* _Recorded data_:

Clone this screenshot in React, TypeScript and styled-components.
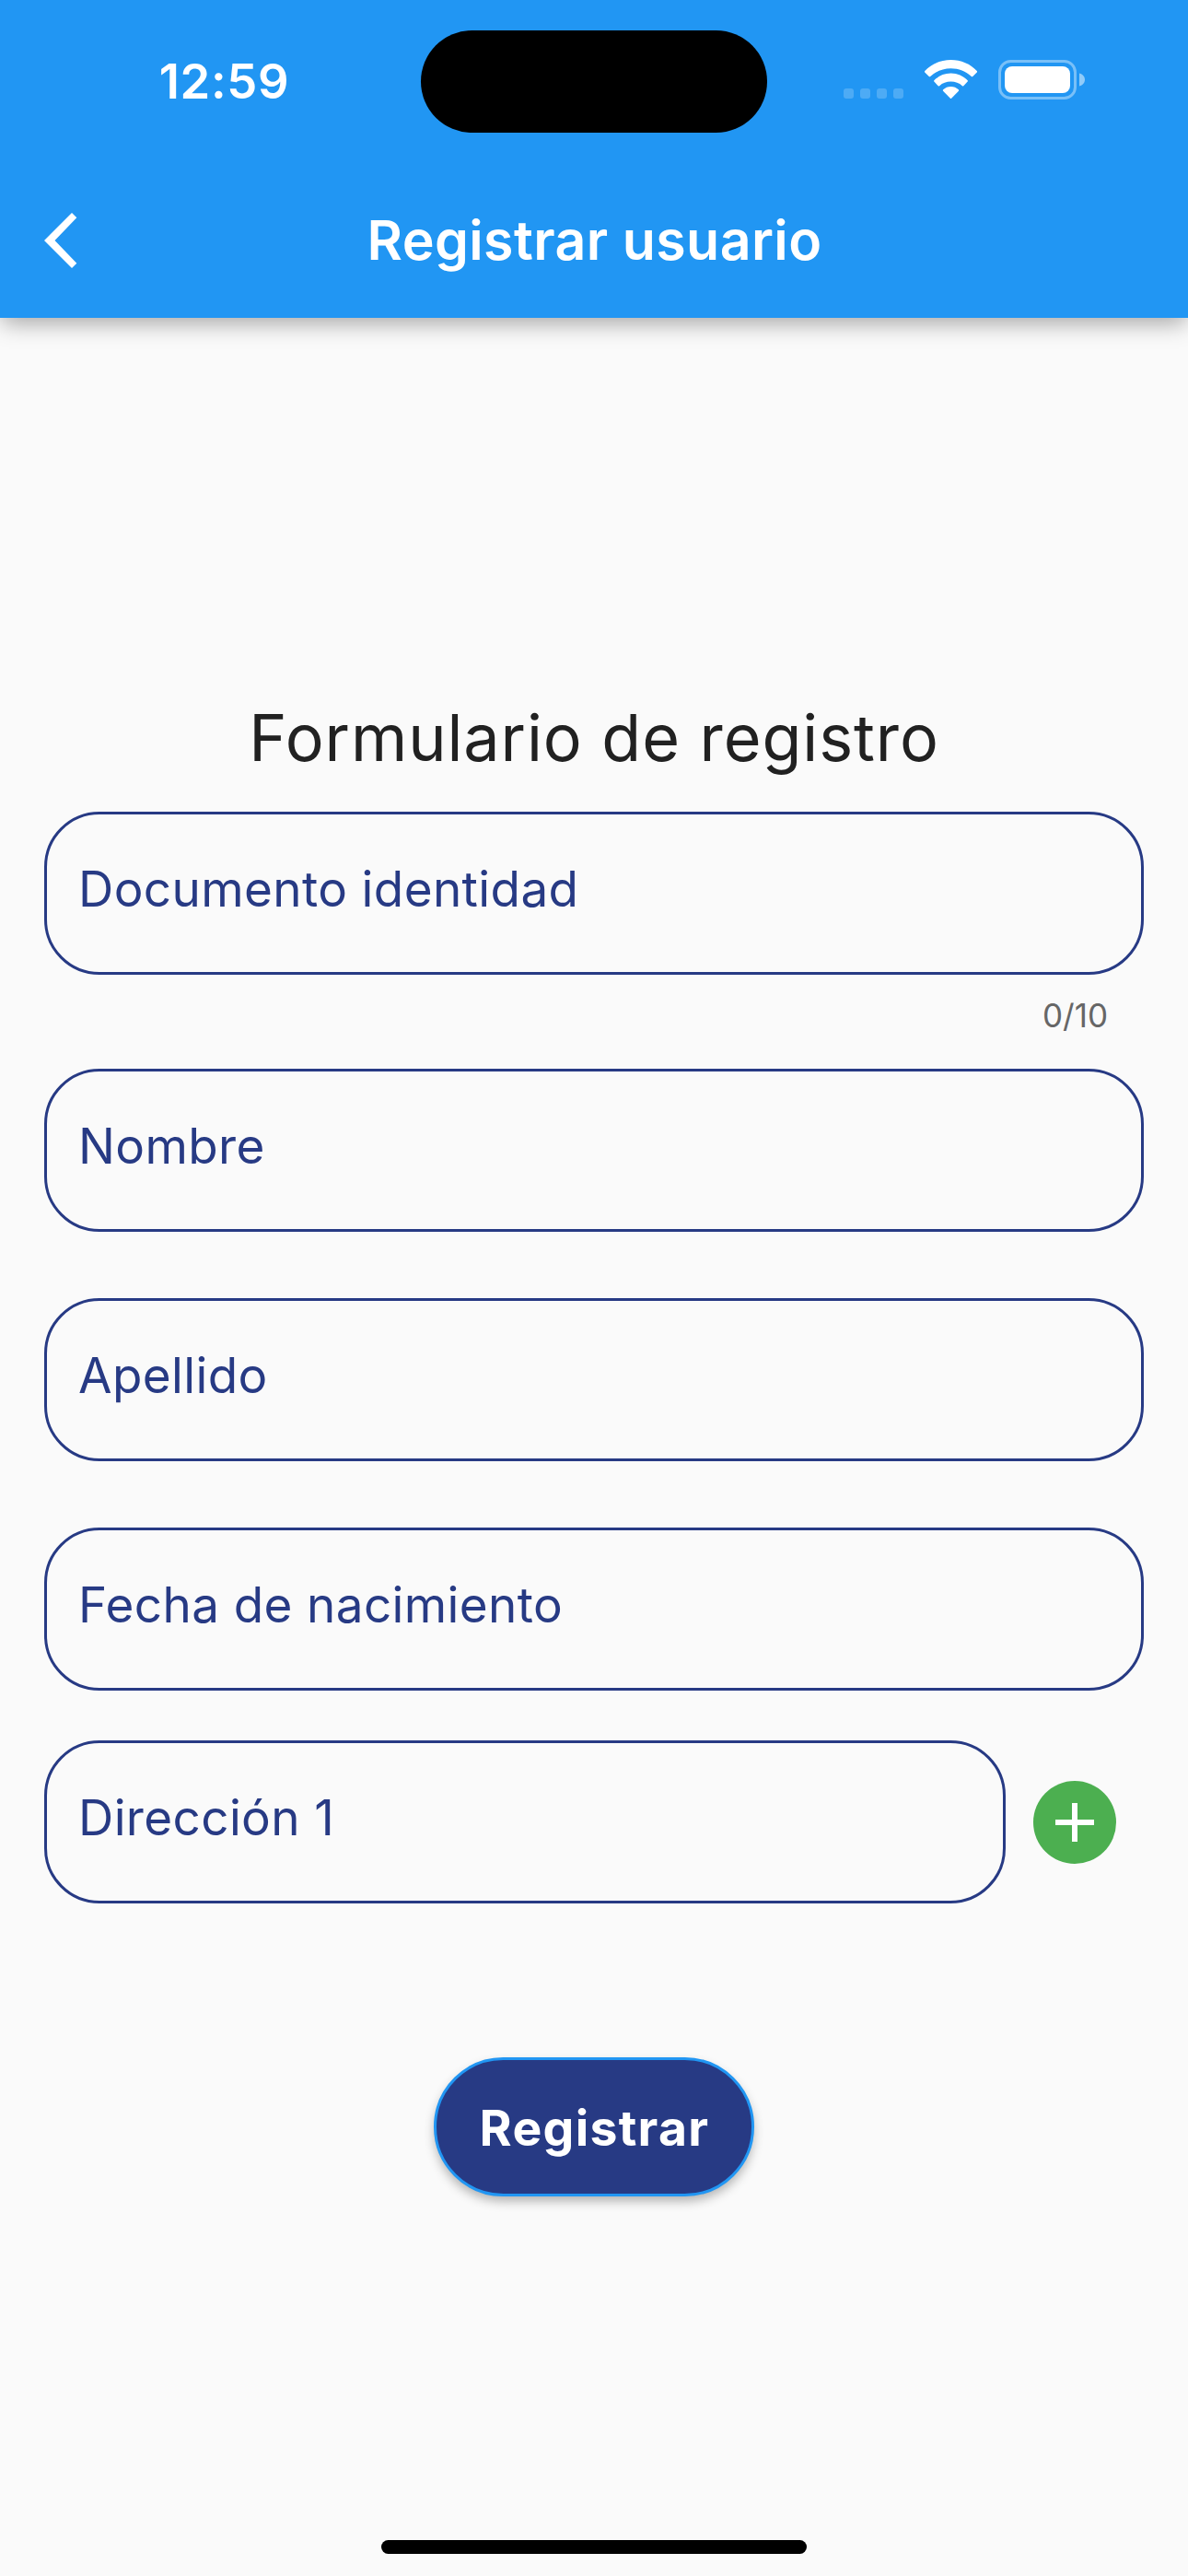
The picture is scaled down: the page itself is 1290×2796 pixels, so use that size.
import React from "react";
import styled, { createGlobalStyle } from "styled-components";

const BLUE = "#2196f3";
const NAVY = "#273a84";
const PAPER = "#fafafa";

const GlobalStyle = createGlobalStyle`
  *, *::before, *::after { box-sizing: border-box; }
  body {
    margin: 0;
    background: ${PAPER};
    font-family: Inter, "Liberation Sans", sans-serif;
  }
`;

const Screen = styled.div`
  display: flex;
  flex-direction: column;
  width: 1290px;
  height: 2796px;
  overflow: hidden;
  background: ${PAPER};
`;

const Header = styled.header`
  flex: none;
  height: 345px;
  background: ${BLUE};
  color: #fff;
  box-shadow: 0 7px 24px -2px rgba(0, 0, 0, 0.36);
`;

const StatusBar = styled.div`
  display: grid;
  grid-template-columns: 457px 376px 457px;
  height: 177px;
`;

const Clock = styled.time`
  padding-left: 30px;
  text-align: center;
  font-size: 52.5px;
  font-weight: 600;
  line-height: 176px;
  letter-spacing: 0.7px;
`;

const Island = styled.div`
  height: 111px;
  margin-top: 33px;
  border-radius: 56px;
  background: #000;
`;

const Indicators = styled.div`
  display: flex;
  align-items: flex-start;
  padding: 65px 0 0 83px;
`;

const SignalDots = styled.div`
  display: flex;
  gap: 7px;
  margin-top: 31px;
`;

const SignalDot = styled.i`
  width: 11px;
  height: 11px;
  border-radius: 3px;
  background: rgba(255, 255, 255, 0.2);
`;

const WifiIcon = styled.svg`
  width: 57px;
  height: 43px;
  margin-left: 23px;
`;

const BatteryIcon = styled.svg`
  width: 95px;
  height: 43px;
  margin-left: 23px;
`;

const AppBar = styled.div`
  display: grid;
  grid-template-columns: 168px 1fr 168px;
  align-items: center;
  height: 168px;
`;

const BackButton = styled.button`
  display: flex;
  padding: 0 0 0 48px;
  border: 0;
  background: none;
`;

const AppTitle = styled.h1`
  margin: 0;
  padding-left: 1px;
  text-align: center;
  font-size: 59px;
  font-weight: 600;
  line-height: 72px;
  letter-spacing: 0.4px;
`;

const Form = styled.main`
  display: flex;
  flex-direction: column;
  flex: 1;
  padding: 414px 48px 0;
`;

const FormTitle = styled.h2`
  margin: 0 0 38px;
  text-align: center;
  color: #212121;
  font-size: 70px;
  font-weight: 400;
  line-height: 84px;
  letter-spacing: 0.93px;
`;

const Field = styled.label<{ $gap?: number }>`
  display: flex;
  flex: none;
  align-items: center;
  height: 177px;
  margin-bottom: ${(p) => p.$gap ?? 0}px;
  padding: 0 34px 9px;
  border: 3px solid ${NAVY};
  border-radius: 60px;
  color: ${NAVY};
  font-size: 53px;
  line-height: 64px;
  letter-spacing: 0.38px;
`;

const Counter = styled.div`
  height: 102px;
  padding: 22px 39px 0;
  text-align: right;
  color: #666;
  font-size: 35px;
  line-height: 44px;
`;

const AddressRow = styled.div`
  display: grid;
  grid-template-columns: 1044px 90px;
  column-gap: 30px;
  align-items: center;
`;

const AddButton = styled.button`
  display: grid;
  place-items: center;
  width: 90px;
  height: 90px;
  padding: 0;
  border: 0;
  border-radius: 50%;
  background: #4caf50;
`;

const SubmitButton = styled.button`
  align-self: center;
  width: 348px;
  height: 151px;
  margin-top: 167px;
  padding: 2px 0 0 1px;
  border: 3px solid ${BLUE};
  border-radius: 76px;
  background: ${NAVY};
  color: #fff;
  box-shadow: 0 6px 12px -1px rgba(0, 0, 0, 0.3);
  font-family: inherit;
  font-size: 53.5px;
  font-weight: 700;
  line-height: 64px;
  letter-spacing: 1.3px;
`;

const HomeBar = styled.div`
  flex: none;
  align-self: center;
  width: 462px;
  height: 15px;
  margin-bottom: 24px;
  border-radius: 8px;
  background: #000;
`;

export default function App() {
  return (
    <Screen>
      <GlobalStyle />
      <Header>
        <StatusBar>
          <Clock>12:59</Clock>
          <Island />
          <Indicators>
            <SignalDots>
              <SignalDot />
              <SignalDot />
              <SignalDot />
              <SignalDot />
            </SignalDots>
            <WifiIcon viewBox="0 0 58 43" fill="#fff" preserveAspectRatio="none">
              <path d="M29 0C40.300 0 50.500 4.300 58 12.200Q58.300 13 57.800 13.600L52.900 18.200Q52.300 18.500 51.700 18C45.500 12.300 37.700 9.200 29 9.200S12.500 12.300 6.300 18Q5.700 18.500 5.100 18.200L.2 13.600Q-.3 13 0 12.200C7.500 4.300 17.700 0 29 0Z" />
              <path d="M29 14.500C36.200 14.500 42.600 17.300 47.500 22.300Q48 23 47.500 23.600L43 28.300Q42.300 28.700 41.600 28.200C38.200 25 33.900 23.500 29 23.500S19.800 25 16.400 28.200Q15.700 28.700 15 28.300L10.500 23.600Q10 23 10.500 22.300C15.400 17.300 21.800 14.500 29 14.500Z" />
              <path d="M29 29C32.300 29 35.200 30.200 37.500 32.300Q38.200 33 37.600 33.700L29.600 41.800Q29 42.300 28.400 41.800L20.400 33.700Q19.800 33 20.500 32.300C22.800 30.200 25.700 29 29 29Z" />
            </WifiIcon>
            <BatteryIcon viewBox="0 0 95 43">
              <rect x="1.500" y="1.500" width="82" height="40" rx="12" fill="none" stroke="#fff" strokeOpacity=".4" strokeWidth="3" />
              <rect x="7" y="7" width="71" height="29" rx="8" fill="#fff" />
              <path d="M88 14.500C91.700 15.500 94 18.200 94 21.500S91.700 27.500 88 28.500Z" fill="#fff" fillOpacity=".5" />
            </BatteryIcon>
          </Indicators>
        </StatusBar>
        <AppBar>
          <BackButton aria-label="Volver">
            <svg width="36" height="60" viewBox="0 0 36 60" fill="#fff">
              <path d="M30 0L35.300 5.300L11.500 30L35.300 54.700L30 60L0 30Z" />
            </svg>
          </BackButton>
          <AppTitle>Registrar usuario</AppTitle>
        </AppBar>
      </Header>
      <Form>
        <FormTitle>Formulario de registro</FormTitle>
        <Field>Documento identidad</Field>
        <Counter>0/10</Counter>
        <Field $gap={72}>Nombre</Field>
        <Field $gap={72}>Apellido</Field>
        <Field $gap={54}>Fecha de nacimiento</Field>
        <AddressRow>
          <Field>Dirección 1</Field>
          <AddButton aria-label="Agregar dirección">
            <svg width="42" height="42" viewBox="0 0 42 42" fill="#fff">
              <path d="M18 0H24V18H42V24H24V42H18V24H0V18H18Z" />
            </svg>
          </AddButton>
        </AddressRow>
        <SubmitButton>Registrar</SubmitButton>
      </Form>
      <HomeBar />
    </Screen>
  );
}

* _What to work on_: Reproduce the material word for word. Any pictures should be left out of the copy.

* _Response to this task_:
Clone this screenshot in React, TypeScript and styled-components.
The picture is scaled down: the page itself is 1290×2796 pixels, so use that size.
import React from "react";
import styled, { createGlobalStyle } from "styled-components";

const BLUE = "#2196f3";
const NAVY = "#273a84";
const PAPER = "#fafafa";

const GlobalStyle = createGlobalStyle`
  *, *::before, *::after { box-sizing: border-box; }
  body {
    margin: 0;
    background: ${PAPER};
    font-family: Inter, "Liberation Sans", sans-serif;
  }
`;

const Screen = styled.div`
  display: flex;
  flex-direction: column;
  width: 1290px;
  height: 2796px;
  overflow: hidden;
  background: ${PAPER};
`;

const Header = styled.header`
  flex: none;
  height: 345px;
  background: ${BLUE};
  color: #fff;
  box-shadow: 0 7px 24px -2px rgba(0, 0, 0, 0.36);
`;

const StatusBar = styled.div`
  display: grid;
  grid-template-columns: 457px 376px 457px;
  height: 177px;
`;

const Clock = styled.time`
  padding-left: 30px;
  text-align: center;
  font-size: 52.5px;
  font-weight: 600;
  line-height: 176px;
  letter-spacing: 0.7px;
`;

const Island = styled.div`
  height: 111px;
  margin-top: 33px;
  border-radius: 56px;
  background: #000;
`;

const Indicators = styled.div`
  display: flex;
  align-items: flex-start;
  padding: 65px 0 0 83px;
`;

const SignalDots = styled.div`
  display: flex;
  gap: 7px;
  margin-top: 31px;
`;

const SignalDot = styled.i`
  width: 11px;
  height: 11px;
  border-radius: 3px;
  background: rgba(255, 255, 255, 0.2);
`;

const WifiIcon = styled.svg`
  width: 57px;
  height: 43px;
  margin-left: 23px;
`;

const BatteryIcon = styled.svg`
  width: 95px;
  height: 43px;
  margin-left: 23px;
`;

const AppBar = styled.div`
  display: grid;
  grid-template-columns: 168px 1fr 168px;
  align-items: center;
  height: 168px;
`;

const BackButton = styled.button`
  display: flex;
  padding: 0 0 0 48px;
  border: 0;
  background: none;
`;

const AppTitle = styled.h1`
  margin: 0;
  padding-left: 1px;
  text-align: center;
  font-size: 59px;
  font-weight: 600;
  line-height: 72px;
  letter-spacing: 0.4px;
`;

const Form = styled.main`
  display: flex;
  flex-direction: column;
  flex: 1;
  padding: 414px 48px 0;
`;

const FormTitle = styled.h2`
  margin: 0 0 38px;
  text-align: center;
  color: #212121;
  font-size: 70px;
  font-weight: 400;
  line-height: 84px;
  letter-spacing: 0.93px;
`;

const Field = styled.label<{ $gap?: number }>`
  display: flex;
  flex: none;
  align-items: center;
  height: 177px;
  margin-bottom: ${(p) => p.$gap ?? 0}px;
  padding: 0 34px 9px;
  border: 3px solid ${NAVY};
  border-radius: 60px;
  color: ${NAVY};
  font-size: 53px;
  line-height: 64px;
  letter-spacing: 0.38px;
`;

const Counter = styled.div`
  height: 102px;
  padding: 22px 39px 0;
  text-align: right;
  color: #666;
  font-size: 35px;
  line-height: 44px;
`;

const AddressRow = styled.div`
  display: grid;
  grid-template-columns: 1044px 90px;
  column-gap: 30px;
  align-items: center;
`;

const AddButton = styled.button`
  display: grid;
  place-items: center;
  width: 90px;
  height: 90px;
  padding: 0;
  border: 0;
  border-radius: 50%;
  background: #4caf50;
`;

const SubmitButton = styled.button`
  align-self: center;
  width: 348px;
  height: 151px;
  margin-top: 167px;
  padding: 2px 0 0 1px;
  border: 3px solid ${BLUE};
  border-radius: 76px;
  background: ${NAVY};
  color: #fff;
  box-shadow: 0 6px 12px -1px rgba(0, 0, 0, 0.3);
  font-family: inherit;
  font-size: 53.5px;
  font-weight: 700;
  line-height: 64px;
  letter-spacing: 1.3px;
`;

const HomeBar = styled.div`
  flex: none;
  align-self: center;
  width: 462px;
  height: 15px;
  margin-bottom: 24px;
  border-radius: 8px;
  background: #000;
`;

export default function App() {
  return (
    <Screen>
      <GlobalStyle />
      <Header>
        <StatusBar>
          <Clock>12:59</Clock>
          <Island />
          <Indicators>
            <SignalDots>
              <SignalDot />
              <SignalDot />
              <SignalDot />
              <SignalDot />
            </SignalDots>
            <WifiIcon viewBox="0 0 58 43" fill="#fff" preserveAspectRatio="none">
              <path d="M29 0C40.300 0 50.500 4.300 58 12.200Q58.300 13 57.800 13.600L52.900 18.200Q52.300 18.500 51.700 18C45.500 12.300 37.700 9.200 29 9.200S12.500 12.300 6.300 18Q5.700 18.500 5.100 18.200L.2 13.600Q-.3 13 0 12.200C7.500 4.300 17.700 0 29 0Z" />
              <path d="M29 14.500C36.200 14.500 42.600 17.300 47.500 22.300Q48 23 47.500 23.600L43 28.300Q42.300 28.700 41.600 28.200C38.200 25 33.900 23.500 29 23.500S19.800 25 16.400 28.200Q15.700 28.700 15 28.300L10.500 23.600Q10 23 10.500 22.300C15.400 17.300 21.800 14.500 29 14.500Z" />
              <path d="M29 29C32.300 29 35.200 30.200 37.500 32.300Q38.200 33 37.600 33.700L29.600 41.800Q29 42.300 28.400 41.800L20.400 33.700Q19.800 33 20.500 32.300C22.800 30.200 25.700 29 29 29Z" />
            </WifiIcon>
            <BatteryIcon viewBox="0 0 95 43">
              <rect x="1.500" y="1.500" width="82" height="40" rx="12" fill="none" stroke="#fff" strokeOpacity=".4" strokeWidth="3" />
              <rect x="7" y="7" width="71" height="29" rx="8" fill="#fff" />
              <path d="M88 14.500C91.700 15.500 94 18.200 94 21.500S91.700 27.500 88 28.500Z" fill="#fff" fillOpacity=".5" />
            </BatteryIcon>
          </Indicators>
        </StatusBar>
        <AppBar>
          <BackButton aria-label="Volver">
            <svg width="36" height="60" viewBox="0 0 36 60" fill="#fff">
              <path d="M30 0L35.300 5.300L11.500 30L35.300 54.700L30 60L0 30Z" />
            </svg>
          </BackButton>
          <AppTitle>Registrar usuario</AppTitle>
        </AppBar>
      </Header>
      <Form>
        <FormTitle>Formulario de registro</FormTitle>
        <Field>Documento identidad</Field>
        <Counter>0/10</Counter>
        <Field $gap={72}>Nombre</Field>
        <Field $gap={72}>Apellido</Field>
        <Field $gap={54}>Fecha de nacimiento</Field>
        <AddressRow>
          <Field>Dirección 1</Field>
          <AddButton aria-label="Agregar dirección">
            <svg width="42" height="42" viewBox="0 0 42 42" fill="#fff">
              <path d="M18 0H24V18H42V24H24V42H18V24H0V18H18Z" />
            </svg>
          </AddButton>
        </AddressRow>
        <SubmitButton>Registrar</SubmitButton>
      </Form>
      <HomeBar />
    </Screen>
  );
}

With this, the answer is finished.